Ebbene, venendo alla disamina e trattazione del caso concreto, dalla consulenza tecnica esperita nel corso del giudizio, come ammesso anche dallo stesso venditore, è emerso che quest'ultimo, dopo aver completato i lavori e chiuso le pratiche edilizie avviate per le stesse, ha realizzato ulteriori modifiche all'immobile di rilevante entità, aumentando anche la volumetria e la superficie abitabile.

Pertanto, la planimetria catastale prodotta ed allegata in sede di compravendita, seppur rispondente a quella depositata presso gli uffici del Comune, non è risultata conforme allo stato di fatto dell'abitazione.

Preso di tale situazione, il CTU ha accertato l'avvenuta esecuzione di interventi abusivi che hanno interessato anche la copertura condominiale, in assenza di alcuna preventiva e necessaria autorizzazione.
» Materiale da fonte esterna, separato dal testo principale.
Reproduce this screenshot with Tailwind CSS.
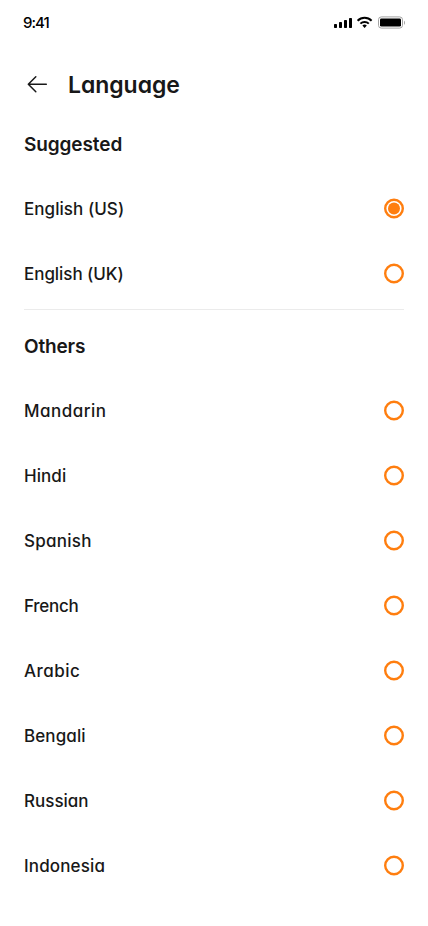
<!DOCTYPE html>
<html lang="en">
<head>
<meta charset="utf-8">
<title>Language</title>
<script src="https://cdn.jsdelivr.net/npm/@tailwindcss/browser@4"></script>
</head>
<body class="bg-white">
<svg class="hidden"><symbol id="radio" viewBox="0 0 20 21"><circle cx="10" cy="10.5" r="8.8" fill="none" stroke="#ff7e0f" stroke-width="2.4"/></symbol></svg>
<main class="w-[428px] h-[926px] overflow-hidden bg-white font-['Inter','Lato',sans-serif] [font-feature-settings:'cv11'_1,'ss03'_1] text-[#181818]">
  <header class="flex h-[44px] items-center justify-between pl-[23px] pr-[23px] text-black">
    <span class="pt-px text-[15px] font-medium leading-5 tracking-[-0.95px]">9:41</span>
    <svg width="72" height="14" viewBox="0 0 72 14" fill="none">
      <g fill="#000"><rect x="1" y="9" width="3" height="4" rx=".7"/><rect x="6" y="7" width="3" height="6" rx=".7"/><rect x="11" y="5" width="3" height="8" rx=".7"/><rect x="16" y="3" width="3" height="10" rx=".7"/></g>
      <g stroke="#000" stroke-width="2"><path d="M24.6 5.7a10 10 0 0 1 14 0"/><path d="M27.4 8.6a6 6 0 0 1 8.4 0"/></g>
      <path d="M31.6 13l-2.2-2.5a3.2 3.2 0 0 1 4.4 0z" fill="#000"/>
      <rect x="45.5" y="1.9" width="24" height="11.2" rx="2.8" stroke="#a3a3a3"/>
      <rect x="47" y="3.4" width="21" height="8.2" rx="1.4" fill="#000"/>
      <path d="M71 5.7v4c1.3-.6 1.3-3.4 0-4z" fill="#a3a3a3"/>
    </svg>
  </header>
  <div class="flex h-[80px] items-center pl-[27px]">
    <svg width="21" height="18" viewBox="0 0 21 18" fill="none" stroke="#181818" stroke-width="1.5" stroke-linecap="round" stroke-linejoin="round"><path d="M19.3 9.3H1.3M8.8 1.8L1.3 9.3l7.5 7.5"/></svg>
    <h1 class="ml-5 pt-px text-[23px] font-semibold leading-8 tracking-[-0.05px]">Language</h1>
  </div>
  <section class="mx-6 border-b border-[#ebebeb] h-[186px]">
    <h2 class="h-[40px] pt-px text-[19px] font-semibold leading-[40px] tracking-[-0.1px]">Suggested</h2>
    <ul class="mt-[12px] text-[17px] font-medium">
      <li class="flex h-[65px] items-center justify-between"><span class="pt-[2px] tracking-[0.05px]">English (US)</span><svg width="20" height="21"><use href="#radio"/><circle cx="10" cy="10.5" r="6" fill="#ff7e0f"/></svg></li>
      <li class="flex h-[65px] items-center justify-between"><span class="pt-[2px] tracking-[-0.05px]">English (UK)</span><svg width="20" height="21"><use href="#radio"/></svg></li>
    </ul>
  </section>
  <section class="mx-6 pt-4">
    <h2 class="h-[40px] pt-px text-[19px] font-semibold leading-[40px] tracking-[-0.15px]">Others</h2>
    <ul class="mt-[12px] text-[17px] font-medium">
      <li class="flex h-[65px] items-center justify-between"><span class="pt-[2px] tracking-[0.5px]">Mandarin</span><svg width="20" height="21"><use href="#radio"/></svg></li>
      <li class="flex h-[65px] items-center justify-between"><span class="pt-[2px] tracking-[0.05px]">Hindi</span><svg width="20" height="21"><use href="#radio"/></svg></li>
      <li class="flex h-[65px] items-center justify-between"><span class="pt-[2px] tracking-[0.25px]">Spanish</span><svg width="20" height="21"><use href="#radio"/></svg></li>
      <li class="flex h-[65px] items-center justify-between"><span class="pt-[2px] tracking-[-0.25px]">French</span><svg width="20" height="21"><use href="#radio"/></svg></li>
      <li class="flex h-[65px] items-center justify-between"><span class="pt-[2px] tracking-[0.5px]">Arabic</span><svg width="20" height="21"><use href="#radio"/></svg></li>
      <li class="flex h-[65px] items-center justify-between"><span class="pt-[2px] tracking-[0.1px]">Bengali</span><svg width="20" height="21"><use href="#radio"/></svg></li>
      <li class="flex h-[65px] items-center justify-between"><span class="pt-[2px]">Russian</span><svg width="20" height="21"><use href="#radio"/></svg></li>
      <li class="flex h-[65px] items-center justify-between"><span class="pt-[2px] tracking-[0.15px]">Indonesia</span><svg width="20" height="21"><use href="#radio"/></svg></li>
    </ul>
  </section>
</main>
</body>
</html>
Peraltro, l'indagine espletata ha rilevato che le difformità riscontrate integrano abusi edilizi sanabili solo con la rimessa in pristino dello stato dei luoghi, ivi compreso il tetto, da cui ne consegue sia una significativa riduzione della metratura dell'immobile che una sostanziale riduzione e differente distribuzione dei locali.

In ragione di tali risultanze, il Giudicante ha, giustamente, ritenuto di inquadrare la fattispecie nella vendita di aliud pro alio poiché con il ripristino delle condizioni dell'immobile in conformità al titolo edilizio non sarebbero più state realizzate le esigenze abitative per le quali lo stesso era stato acquistato, trattandosi di modifiche ingenti e sostanziali.

Il Tribunale ha accolto la domanda di risoluzione del contratto avanzata dell'acquirente con restituzione di quanto versato, rigettando la domanda di risarcimento del danno non essendo stato assolto l'onere probatorio.